Newborn Love

Black tie and black tights,
A dark bar on a cold night,
Excitement buzzing like champagne bubbles
as we reminisce about how we got here.

I have always been yours,
before I even knew you, I was yours.

“Happy New Year!”
the confetti rains as 2017 slips away,
and upstairs we run
to dance where we first knew it was right.

* * *

An amazingly packed weekend full of meeting new people and bonding with others, drinking lots of alcohol and falling even more in love.

Realistically, I had to jump start my car twice in the cold weather, got sick from one of the at least five sick people that surrounded me during the holidays, and I have the cold sore to prove it… But regardless I had a great time.

I hate to brag but it really is an incredible feeling to find your soulmate. Just wanting to spend endless days together, waking up together, going to get breakfast, doing menial errands like going to the gym, doing NOTHING on a Saturday as your rest in preparation for the next day’s New Year’s Eve celebrations, playing video games and watching movies together. Being able to talk about anything and everything, never getting bored of it. And being put to sleep as he rubs your head because you’re feeling sick. There’s no better feeling.

* * *

I was never the girl who dreamed of having babies, and when I did they were nightmares. In eighth grade I had a nightmare that I gave birth to twins. Earlier this year I had a work nightmare that I gave birth and my baby was a literal pork chop on a dinner plate… I’ve never wanted kids.

It wasn’t until I was 21 that I decided I wanted kids. Childbirth had always scared the shit out of me – I just wanted to have the baby belly and then suddenly had the baby with no painful moments in between. But whatever omnipotent force is out there has a funny way of guiding you.

For example, there were a lot of eerily timed happenings in my life before I met Andrew. I met him when I was 19, but neither of us were ready at that point. When we met again at Lauren’s birthday party this past April, we hit it off a bit, but I still wasn’t confident (though apparently at the end of the night I sat in the middle of the limo because that’s where he had been and he sat in the back of the limo because that’s where I had been sitting – more evidence of fate in the works). When we really hit it off and started talking in May, I had just graduated college a week before. Both of my cats died before we started talking, and he’s allergic to cats so now I don’t have to decide whether or not to leave my cat behind to move in with him. There are more examples, but those are just a few.

And lo and behold, last year I decided I want kids, in May I met the man of my dreams and I want to have his babies, and what falls into my lap? A birthing center client. At my new job, one of our clients is a new birthing center opening up in the Frederick area, and I swear to god I have never had this much information or this many resources about childbirth and birthing options. I literally got paid to watch a video about a home birth and I didn’t cringe. It looked beautiful. I was reading about baby milestones for the first year of life and I finally for the first time in my life understand why women always get so excited about newborns.
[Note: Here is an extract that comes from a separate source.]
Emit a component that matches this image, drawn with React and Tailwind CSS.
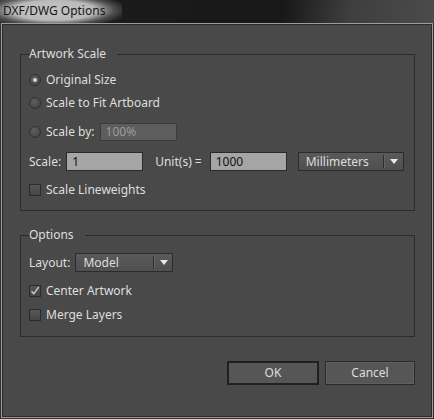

Working with this client has convinced me that I want to try a birth center or a home birth, should I be healthy enough to have one. Fate has given me the resources to finally not be totally terrified of having children.

As I should currently be working, I should wrap things up. I just wanted to share my newfound newborn love. It’s exciting! Finally feeling like you have your life together for a moment (before it’s all inevitably thrown into chaos as you move to a new state, find a new job, make new friends, etc…. But we’ll get to that later.)